Later, Robert learned that according to lore, the way to call a hag is to recite the Lord’s Prayer backwards in the devil’s name. To avoid a Hag, one draws blood or uses the word of God and keeps a light on.

Another case is the hagging of a woman. The informant said he and his friends were in a bunkhouse and a pretty girl was there. One of the men wanted to kiss her, but she refused, so he said he would hag her.

She did not believe he would do this. That night, she saw the man standing over her bed with a knife. She was paralyzed and frightened. Her mouth foamed. Her father was able to bring her around by repeating her name backwards.

The informant said after the girl went home, the hagger removed his clothes, knelt and said the Lord’s Prayer backwards. He went under the covers, pulled out a knife and stabbed it in a side board several times. The man repeated, “Hag good Hag,” from time to time.

The informant believed that while the hagger was in bed, his spirit hagged his victim. I think that the most likely explanation, if this is true, is that this was done by an out of body experience, OBE. OBEs have been researched and documented.

After this happened, the girl said that if she had known he was going to hag her, she would have had a bottle ready because of the belief that a spirit will die if it is swung at with one. When the man learned about the bottle, the hagging stopped.

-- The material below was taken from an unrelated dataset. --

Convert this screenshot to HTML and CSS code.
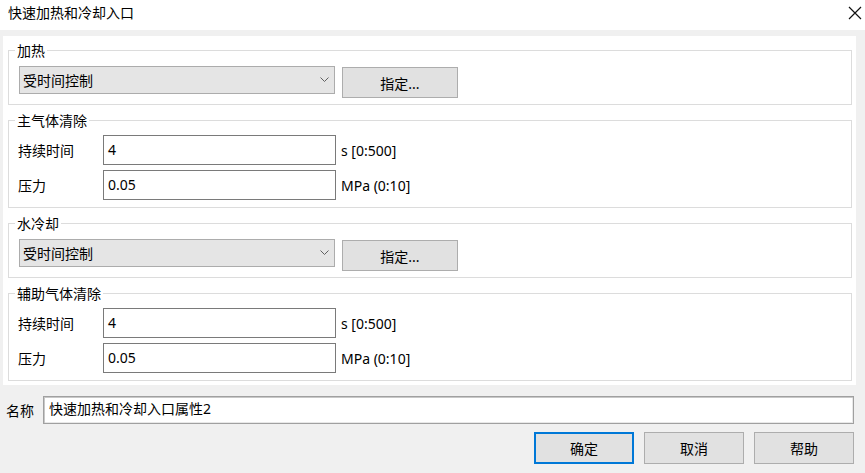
FILE: index.html
```html
<!DOCTYPE html>
<html lang="zh-CN">
<head>
<meta charset="utf-8">
<title>快速加热和冷却入口</title>
<link rel="stylesheet" href="styles.css">
</head>
<body>
<div class="titlebar">
  <span class="title">快速加热和冷却入口</span>
  <svg class="close" width="14" height="14" viewBox="0 0 14 14"><path d="M1 1 L13 13 M13 1 L1 13" stroke="#111" stroke-width="1.2" fill="none"/></svg>
</div>
<div class="content">
  <div class="panel">
    <fieldset class="group g-select g-first">
      <legend>加热</legend>
      <div class="row">
        <div class="select"><span>受时间控制</span><svg class="chev" width="9" height="5" viewBox="0 0 9 5"><path d="M0.5 0.5 L4.5 4.5 L8.5 0.5" stroke="#606060" stroke-width="1" fill="none"/></svg></div>
        <button class="btn assign">指定...</button>
      </div>
    </fieldset>
    <fieldset class="group g-fields">
      <legend>主气体清除</legend>
      <div class="field"><label>持续时间</label><div class="input">4</div><span class="unit">s [0:500]</span></div>
      <div class="field"><label>压力</label><div class="input">0.05</div><span class="unit">MPa (0:10]</span></div>
    </fieldset>
    <fieldset class="group g-select">
      <legend>水冷却</legend>
      <div class="row">
        <div class="select"><span>受时间控制</span><svg class="chev" width="9" height="5" viewBox="0 0 9 5"><path d="M0.5 0.5 L4.5 4.5 L8.5 0.5" stroke="#606060" stroke-width="1" fill="none"/></svg></div>
        <button class="btn assign">指定...</button>
      </div>
    </fieldset>
    <fieldset class="group g-fields">
      <legend>辅助气体清除</legend>
      <div class="field"><label>持续时间</label><div class="input">4</div><span class="unit">s [0:500]</span></div>
      <div class="field"><label>压力</label><div class="input">0.05</div><span class="unit">MPa (0:10]</span></div>
    </fieldset>
  </div>
  <div class="name-row">
    <label>名称</label>
    <div class="name-input">快速加热和冷却入口属性2</div>
  </div>
  <div class="actions">
    <button class="btn action default">确定</button>
    <button class="btn action">取消</button>
    <button class="btn action">帮助</button>
  </div>
</div>
</body>
</html>
```
FILE: styles.css
```css
html, body {
  margin: 0;
  padding: 0;
}
body {
  width: 865px;
  height: 473px;
  background: #f0f0f0;
  font-family: "Noto Sans", "Noto Sans CJK SC", sans-serif;
  font-size: 14px;
  color: #000;
  overflow: hidden;
}
.titlebar {
  height: 30px;
  background: #fff;
  display: flex;
  align-items: center;
  justify-content: space-between;
  padding: 0 3px 0 8px;
}
.title {
  line-height: 20px;
  margin-top: -4px;
}
.close {
  margin-top: -4px;
}
.content {
  padding: 6px 9px 0 3px;
}
.panel {
  background: #fff;
  padding: 5px 4px 4px 5px;
}
.group {
  margin: 6px 0 0 0;
  border: 1px solid #dcdcdc;
  padding: 0 8px 0 9px;
  min-inline-size: 0;
}
.g-first {
  margin-top: 0;
}
.group legend {
  padding: 0 2px;
  margin-left: -3px;
  line-height: 19px;
}
.g-select {
  padding-top: 6px;
  padding-bottom: 6px;
  padding-left: 10px;
}
.g-select legend {
  margin-left: -4px;
}
.g-fields {
  padding-top: 5px;
  padding-bottom: 7px;
}
.row {
  display: flex;
  align-items: flex-start;
}
.select {
  box-sizing: border-box;
  width: 316px;
  height: 28px;
  background: #e5e5e5;
  border: 1px solid #acacac;
  display: flex;
  align-items: center;
  justify-content: space-between;
  padding: 0 5px 0 3px;
}
.chev {
  margin-top: -1px;
}
.btn {
  box-sizing: border-box;
  font-family: inherit;
  font-size: 14px;
  color: #000;
  background: #e1e1e1;
  border: 1px solid #adadad;
  padding: 0;
  margin: 0;
}
.assign {
  width: 116px;
  height: 31px;
  margin-left: 7px;
  margin-top: 1px;
}
.field {
  display: flex;
  align-items: center;
  height: 30px;
}
.field + .field {
  margin-top: 5px;
}
.field label {
  width: 85px;
}
.input {
  box-sizing: border-box;
  width: 233px;
  height: 30px;
  border: 1px solid #7a7a7a;
  padding: 0 4px;
  line-height: 28px;
  background: #fff;
}
.unit {
  margin-left: 5px;
}
.name-row {
  display: flex;
  align-items: center;
  margin-top: 11px;
  padding: 0 2px 0 3px;
}
.name-row label {
  width: 37px;
}
.name-input {
  flex: 1;
  box-sizing: border-box;
  height: 28px;
  line-height: 24px;
  background: #fff;
  border: 1px solid #a0a0a0;
  box-shadow: inset 1px 1px 0 #c8c8c8, inset -1px -1px 0 #e8e8e8;
  padding: 0 5px;
}
.actions {
  display: flex;
  justify-content: flex-end;
  gap: 10px;
  margin-top: 8px;
  padding-right: 2px;
}
.action {
  width: 100px;
  height: 32px;
}
.default {
  border: 2px solid #0078d7;
}
```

There was the elderly woman who woke up every night for a month. She experienced cold sweats, panic and frenzy, as if she had epileptic seizures. She was treated for epilepsy. The treatment did nothing.

A doctor who had treated people in the community for over twenty years was consulted. He found out that the victim believed that an old lady who was known as a witch was witching her. His advice was for her to urinate in a bottle, cap it and put it under her bed, which she did.

Several days later, the reputed witch went to see the doctor to ask him to have the victim undo the bottle. He told her to remove the curse she had put on the victim. She did. Both of the women were cured.

The reason why the “witch” saw the doctor? She could not urinate.

Supernatural explanations are the oldest ones to be believed by Newfoundlanders. The belief continued into modern times.

Old Hag Syndrome… Is the cause physical? Entities? Witchcraft? OBEs? Telepathy? Psychiatric? Psychological? Or combination of two or more? Each theory offers its own evidence and beliefs. Until there is more research, I rule nothing out.

Sources: Guiley, Rosemary Ellen, The Encyclopedia of Ghosts and Spirits. ISBN: 0-8160-2846-X., Hufford, David J., The Terror that Comes in the Night. ISBN: 0-8122-1305-X., Lombard, Eric, By Lust Possessed, 1980, New York, Signet. No ISBN.